Abstract

An ongoing mystery in sensory science is how sensation magnitude F(I), such as loudness, increases with increasing stimulus intensity I. No credible, direct experimental measures exist. Nonetheless, F(I) can be inferred algebraically. Differences in sensation have empirical (but non-quantifiable) minimum sizes called just-noticeable sensation differences, ∆F, which correspond to empirically-measurable just-noticeable intensity differences, ∆I. The ∆Is presumably cumulate from an empirical stimulus-detection threshold I_th up to the intensity of interest, I. Likewise, corresponding ∆Fs cumulate from the sensation at the stimulus-detection threshold, F(I_th ), up to F(I). Regarding the ∆Is, however, it is unlikely that all of them will be known experimentally; the procedures are too lengthy. The customary approach, then, is to find ∆I at a few widely-spaced intensities, and then use those ∆Is to interpolate all ∆Is using some smooth continuous function.
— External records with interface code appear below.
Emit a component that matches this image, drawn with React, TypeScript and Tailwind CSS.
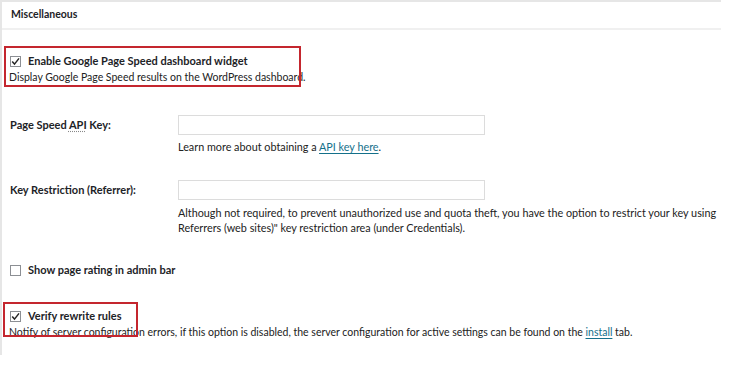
import React from 'react';

const Checkbox: React.FC<{ checked?: boolean }> = ({ checked }) => (
    <span className="relative inline-flex w-[11px] h-[11px] border border-[#8c8f94] bg-white shrink-0">
        {checked && (
            <svg viewBox="0 0 11 11" className="absolute -left-px -top-px w-[11px] h-[11px]">
                <path d="M2.2 5.5 L4.5 8.1 L9 2.4" fill="none" stroke="#262626" strokeWidth="1.5" />
            </svg>
        )}
    </span>
);

const App: React.FC = () => {
    return (
        <div className="w-[730px] h-[376px] bg-white text-[#222] font-['Lato',sans-serif] text-[10.5px]">
            <div className="w-[721px] h-[355px] border-l-2 border-t-2 border-[#e6e6e6]">
                {/* section header */}
                <div className="h-[28px] border-b-2 border-[#f0f0f0] pl-[9px] flex items-center">
                    <h2 className="font-bold text-[#1d2327]">Miscellaneous</h2>
                </div>

                {/* page speed widget */}
                <div className="relative mt-[23px] pl-[8px]">
                    <label className="h-[16px] flex items-center gap-[7px] font-bold text-[11px] text-[#1d2327]">
                        <Checkbox checked />
                        <span>Enable Google Page Speed dashboard widget</span>
                    </label>
                    <p className="h-[16px] leading-[16px] -ml-px">Display Google Page Speed results on the WordPress dashboard.</p>
                    <div className="absolute left-[2px] -top-[7px] w-[297px] h-[41px] border-2 border-[#c4262e] pointer-events-none" />
                </div>

                {/* API key */}
                <div className="mt-[30px] flex pl-[8px]">
                    <div className="w-[168px] shrink-0 h-[20px] flex items-center font-bold text-[11px] text-[#1d2327]">
                        <span>
                            Page Speed <abbr className="underline decoration-dotted decoration-[#888] underline-offset-2">API</abbr> Key:
                        </span>
                    </div>
                    <div className="text-[10.8px]">
                        <input type="text" className="block w-[307px] h-[20px] border border-[#dcdcdc] bg-white" />
                        <p className="mt-[4px] h-[16px] leading-[16px]">
                            Learn more about obtaining a{' '}
                            <a href="#" className="text-[#14708a] underline underline-offset-2">API key here</a>.
                        </p>
                    </div>
                </div>

                {/* key restriction */}
                <div className="mt-[25px] flex pl-[8px]">
                    <div className="w-[168px] shrink-0 h-[20px] flex items-center font-bold text-[11px] text-[#1d2327]">
                        Key Restriction (Referrer):
                    </div>
                    <div className="text-[10.8px]">
                        <input type="text" className="block w-[307px] h-[20px] border border-[#dcdcdc] bg-white" />
                        <p className="mt-[5px] w-[543px] leading-[15px]">
                            Although not required, to prevent unauthorized use and quota theft, you have the option to restrict your key using
                            Referrers (web sites)" key restriction area (under Credentials).
                        </p>
                    </div>
                </div>

                {/* admin bar */}
                <label className="mt-[27px] pl-[8px] h-[16px] flex items-center gap-[7px] font-bold text-[11px] text-[#1d2327]">
                    <Checkbox />
                    <span>Show page rating in admin bar</span>
                </label>

                {/* rewrite rules */}
                <div className="relative mt-[30px] pl-[8px]">
                    <label className="h-[16px] flex items-center gap-[7px] font-bold text-[11px] text-[#1d2327]">
                        <Checkbox checked />
                        <span>Verify rewrite rules</span>
                    </label>
                    <p className="h-[16px] leading-[16px] -ml-px">
                        Notify of server configuration errors, if this option is disabled, the server configuration for active settings can be found on the{' '}
                        <a href="#" className="text-[#14708a] underline underline-offset-2">install</a> tab.
                    </p>
                    <div className="absolute left-px -top-[6px] w-[135px] h-[35px] border-2 border-[#c4262e] pointer-events-none" />
                </div>
            </div>
        </div>
    );
};

export default App;
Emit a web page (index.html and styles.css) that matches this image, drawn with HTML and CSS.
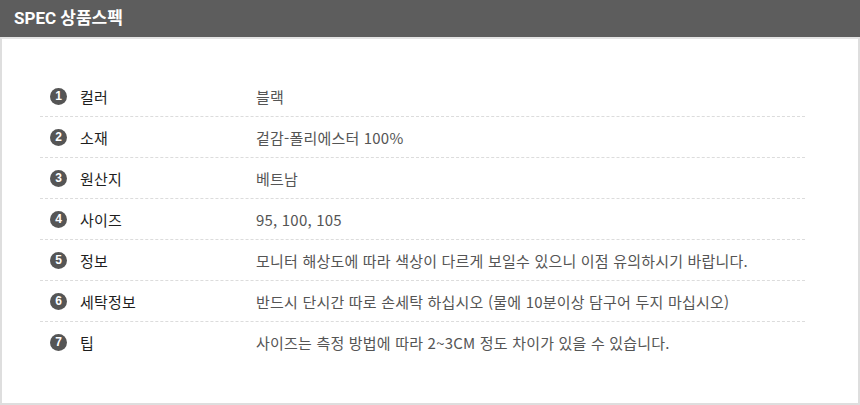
FILE: index.html
```html
<!DOCTYPE html>
<html lang="ko">
<head>
<meta charset="utf-8">
<link rel="stylesheet" href="styles.css">
</head>
<body>
<div class="spec">
  <div class="spec-head">SPEC 상품스펙</div>
  <div class="spec-body">
    <ul class="spec-list">
      <li class="row"><span class="key"><span class="num">1</span>컬러</span><span class="val">블랙</span></li>
      <li class="row"><span class="key"><span class="num">2</span>소재</span><span class="val">겉감-폴리에스터 100%</span></li>
      <li class="row"><span class="key"><span class="num">3</span>원산지</span><span class="val">베트남</span></li>
      <li class="row"><span class="key"><span class="num">4</span>사이즈</span><span class="val">95, 100, 105</span></li>
      <li class="row"><span class="key"><span class="num">5</span>정보</span><span class="val">모니터 해상도에 따라 색상이 다르게 보일수 있으니 이점 유의하시기 바랍니다.</span></li>
      <li class="row"><span class="key"><span class="num">6</span>세탁정보</span><span class="val">반드시 단시간 따로 손세탁 하십시오 (물에 10분이상 담구어 두지 마십시오)</span></li>
      <li class="row last"><span class="key"><span class="num">7</span>팁</span><span class="val">사이즈는 측정 방법에 따라 2~3CM 정도 차이가 있을 수 있습니다.</span></li>
    </ul>
  </div>
</div>
</body>
</html>
```
FILE: styles.css
```css
* { box-sizing: border-box; }
html, body { margin: 0; padding: 0; background: #fff; }
body { font-family: "Noto Sans CJK KR", "Liberation Sans", sans-serif; }
.spec { width: 860px; height: 405px; display: flex; flex-direction: column; }
.spec-head {
  height: 37px;
  background: #5d5d5d;
  color: #fff;
  font-family: "Roboto", "Noto Sans CJK KR", sans-serif;
  font-weight: 700;
  font-size: 17px;
  line-height: 37px;
  padding-left: 14px;
}
.spec-body {
  flex: 1;
  border: 2px solid #dedede;
  border-top: 2px solid #e4e4e4;
  padding: 37px 53px 0 38px;
}
.spec-list { list-style: none; margin: 0; padding: 0; }
.row {
  display: grid;
  grid-template-columns: 216px 1fr;
  align-items: center;
  height: 41px;
  border-bottom: 1px dashed #dcdcdc;
  font-size: 15px;
  letter-spacing: 0.2px;
}
.row.last { border-bottom: none; }
.key {
  display: flex;
  align-items: center;
  color: #1e1e1e;
  padding-left: 10px;
}
.num {
  width: 17px;
  height: 17px;
  border-radius: 50%;
  background: #555;
  color: #fff;
  font-family: "Liberation Sans", sans-serif;
  font-weight: 700;
  font-size: 12px;
  line-height: 17px;
  text-align: center;
  margin-right: 13px;
  letter-spacing: 0;
}
.val { color: #555; }
```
The most popular of those functions is Weber’s Law, ∆I⁄I=K. But that is often not even a credible approximation to the data. However, there are other equations for ∆I⁄I. Any such equation for ∆I⁄I can be combined with any equation for ∆F, through calculus, to altogether obtain F(I). Here, two assumptions for ∆F are considered: ∆F=B (Fechner’s Law) and (∆F⁄F)=g (Ekman’s Law). The respective integrals involve lower bounds I_th and F(I_th ). This stands in broad contrast to the literature, which heavily favors non-bounded integrals. We, hence, obtain 24 new, alternative equations for sensation magnitude F(I) (12 equations for (∆I⁄I) × 2 equations for ∆F).